Wiceminister obrony, Paweł Zalewski, podczas rozmowy z PAP w Brukseli, wyraził przekonanie, że uszkodzenie dwóch podmorskich kabli światłowodowych na Morzu Bałtyckim nie jest zwykłym przypadkiem. Również Finlandia, Niemcy oraz szwedzka policja zareagowały na ten incydent, wszczynając śledztwo w sprawie domniemanego sabotażu.
PRZYPADKOWE USZKODZENIE CZY SABOTAŻ?
— Zachód już doświadczył ataku. Nikt nie uwierzy, że przecięcie kabli komunikacyjnych na Bałtyku to zbieżność okoliczności — mówił Zalewski. Podkreślił, że ciągłe ataki hybrydowe nie są tylko polskim problemem, ale dotyczą całego zachodniego świata. Minister uczestniczył w posiedzeniu ministrów obrony państw Unii Europejskiej, podczas którego omówiono m.in. sytuację na Ukrainie. Zwrócił uwagę, że obecny konflikt ma charakter globalny, z udziałem Rosji, Chin, Korei Północnej i Iranu.
DYSKUSJA O WSPARCIU PRZEMYSŁU ZBROJENIOWEGO
Z informacji uzyskanych przez PAP wynika, że uczestnicy spotkania podjęli temat wsparcia dla nie tylko dużych koncernów zbrojeniowych, jak Thales czy Rheinmetall, ale także dla średnich i mniejszych firm, które są gotowe na współpracę technologiczną z innymi krajami europejskimi.

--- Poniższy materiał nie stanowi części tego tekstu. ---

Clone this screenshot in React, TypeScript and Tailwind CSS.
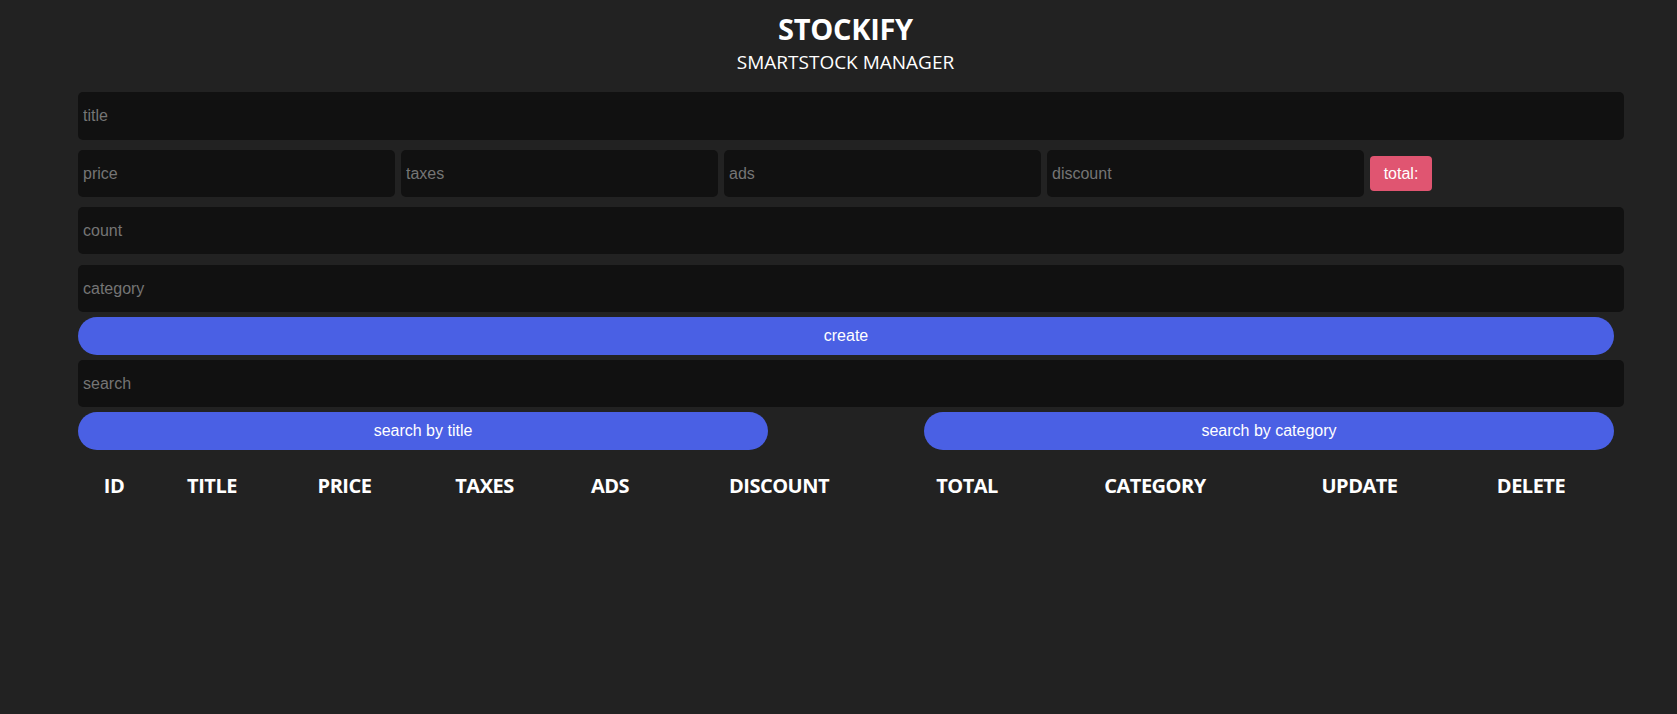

To podejście popierało wiele państw, w tym Polskę i Holandię, lecz pojawiły się różnice w zdaniach: Francja i Niemcy opowiedziały się za wsparciem wyłącznie dla projektów ściśle europejskich.
USZKODZENIE KABLI NA MORZU BAŁTYCKIM
Incydent miał miejsce 17 listopada, kiedy to doszło do uszkodzenia podmorskiego kabla telekomunikacyjnego, który łączy Litwę i Szwecję. Tego samego dnia fińska firma Cinia poinformowała o przerwaniu innego kabla, łączącego Helsinki z Rostockiem w Niemczech. Andrius Semeskevicius, szef techniczny Telii, nie był w stanie określić, czy uszkodzenia były wynikiem przypadkowego incydentu, czy celowych działań. Zapewnił jednak, że nie wpłynęły one na poważne zakłócenia w transmisji danych, a klienci korzystają z alternatywnych połączeń.
Kabel łączący Litwę i Szwecję jest połączony z kablem między Helsinkami a Rostockiem. Finowie zauważyli przerwanie kabla w szwedzkiej strefie ekonomicznej na południe od wyspy Olandia. Obecnie badane są różne okoliczności, zarówno przypadkowe uszkodzenia, jak i ewentualne działania sabotażowe.
REAKCJA WŁADZ I ŚLEDZTWO
W odpowiedzi na incydent, władze Finlandii i Niemiec wszczęły dochodzenie w sprawie możliwego sabotażu. Obie strony, w swoim oświadczeniu, podkreśliły, że bezpieczeństwo krajów jest zagrożone nie tylko przez agresję Rosji wobec Ukrainy, ale również przez działania „złych aktorów” w ramach wojny hybrydowej. Szwedzka policja również zaangażowała się w śledztwo, zauważając, że chiński statek towarowy, a za nim podążała duńska marynarka wojenna, może być powiązany z przerwaniem kabli na dnie Morza Bałtyckiego.